Suggesting for overloading the assign operator
Ian Bicking
ianb at colorstudy.com
Wed Jul 2 20:16:14 EDT 2003
On Wed, 2003-07-02 at 15:09, Bengt Richter wrote:
> Hm, it just occurred to me that one could have yet another form of sugar
> [ It's now later, and I think this may be more than sugar ;-) ]

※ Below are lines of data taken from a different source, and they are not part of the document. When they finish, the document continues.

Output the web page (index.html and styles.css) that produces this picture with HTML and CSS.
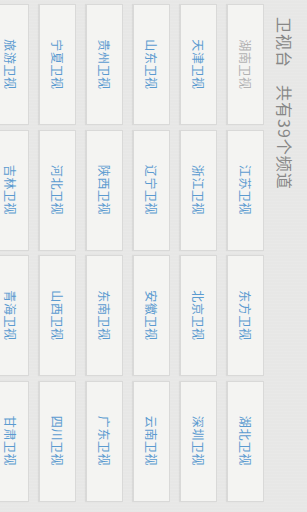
FILE: index.html
```html
<!DOCTYPE html>
<html lang="zh-CN">
<head>
<meta charset="utf-8">
<title>卫视台</title>
<link rel="stylesheet" href="styles.css">
</head>
<body>
<div class="frame">
<div class="screen">
  <div class="header">卫视台　共有39个频道</div>
  <div class="grid">
    <div class="tile muted">湖南卫视</div>
    <div class="tile">江苏卫视</div>
    <div class="tile">东方卫视</div>
    <div class="tile">湖北卫视</div>
    <div class="tile">天津卫视</div>
    <div class="tile">浙江卫视</div>
    <div class="tile">北京卫视</div>
    <div class="tile">深圳卫视</div>
    <div class="tile">山东卫视</div>
    <div class="tile">辽宁卫视</div>
    <div class="tile">安徽卫视</div>
    <div class="tile">云南卫视</div>
    <div class="tile">贵州卫视</div>
    <div class="tile">陕西卫视</div>
    <div class="tile">东南卫视</div>
    <div class="tile">广东卫视</div>
    <div class="tile">宁夏卫视</div>
    <div class="tile">河北卫视</div>
    <div class="tile">山西卫视</div>
    <div class="tile">四川卫视</div>
    <div class="tile">旅游卫视</div>
    <div class="tile">吉林卫视</div>
    <div class="tile">青海卫视</div>
    <div class="tile">甘肃卫视</div>
  </div>
</div>
</div>
</body>
</html>
```
FILE: styles.css
```css
html, body {
  margin: 0;
  padding: 0;
  width: 307px;
  height: 512px;
  overflow: hidden;
  background: #e7e7e6;
}
.frame {
  width: 307px;
  height: 512px;
  overflow: hidden;
}
.screen {
  width: 512px;
  height: 307px;
  transform-origin: 0 0;
  transform: translateX(307px) rotate(90deg);
  background-color: #e7e7e6;
  background-image: repeating-linear-gradient(90deg, rgba(255,255,255,0.07) 0 1px, rgba(0,0,0,0) 1px 3px);
  font-family: "Noto Sans CJK SC", "Noto Sans", sans-serif;
  overflow: hidden;
}
.header {
  height: 43px;
  display: flex;
  align-items: center;
  padding-left: 17px;
  font-size: 16px;
  letter-spacing: 1px;
  color: #878787;
}
.grid {
  display: grid;
  grid-template-columns: repeat(4, 121px);
  grid-auto-rows: 37px;
  column-gap: 4.5px;
  row-gap: 10px;
  padding-left: 4px;
}
.tile {
  box-sizing: border-box;
  background: #f4f4f2;
  border: 1px solid #d9d9d8;
  box-shadow: 0 1px 1px rgba(0,0,0,0.06);
  display: flex;
  align-items: center;
  justify-content: center;
  font-size: 12px;
  letter-spacing: 0.6px;
  color: #5b9bd0;
}
.tile.muted {
  color: #b2b2b2;
}
```
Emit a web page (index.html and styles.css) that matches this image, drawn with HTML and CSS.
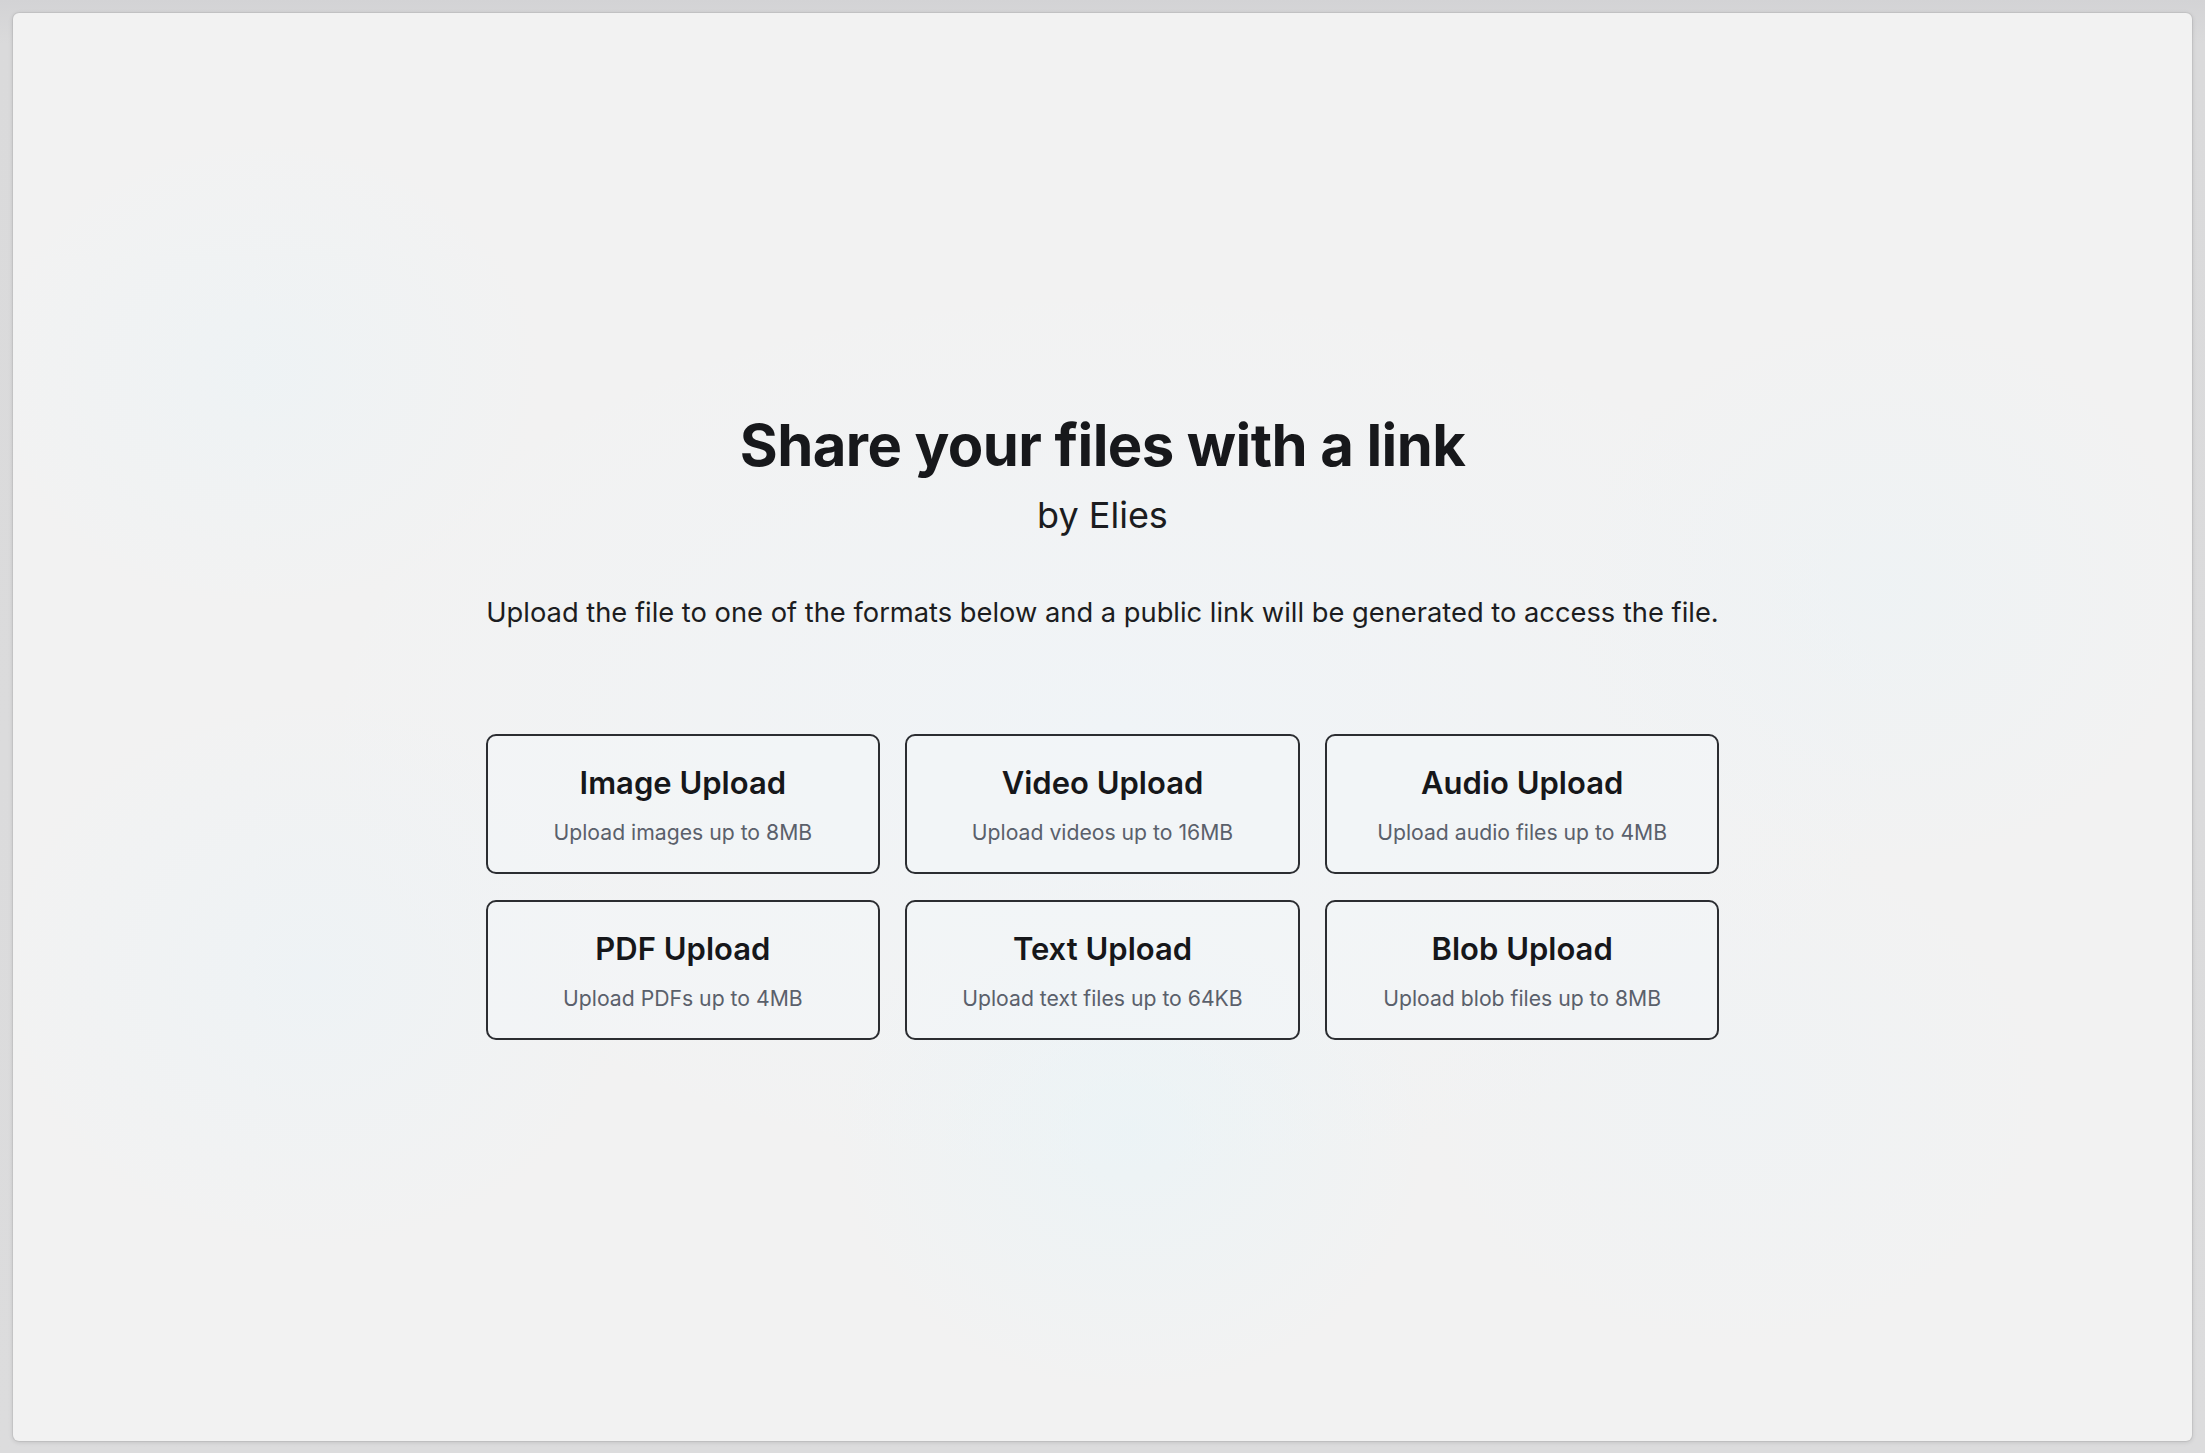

> to help with this, by treating the dot operator slightly more symmetrically,
> like, e.g., '+'.
>
> Example, then explanation:
>
> a = 7 .USD # (using symbols from http://www.xe.com/iso4217.htm by convention, no hard defs)
> # ...
> a = 6 .USD
Does 7 .USD *really* look that much better than USD(7)? And, really,
how often do you need currency literals? All my currency values come
from non-literal sources -- databases and XML files, an excel
spreadsheet, etc. I don't think this objection is particular to
currency either -- for most types this is true. If you are using them a
lot, you are acquiring them from non-code sources.
Though I suppose Rebol would be a counterexample. And, in the case of
scripting (a kind of programming, not a kind of programming language :)
it might be a more valid need. But most of Rebol's interesting data
types aren't syntactically valid in Python anyway.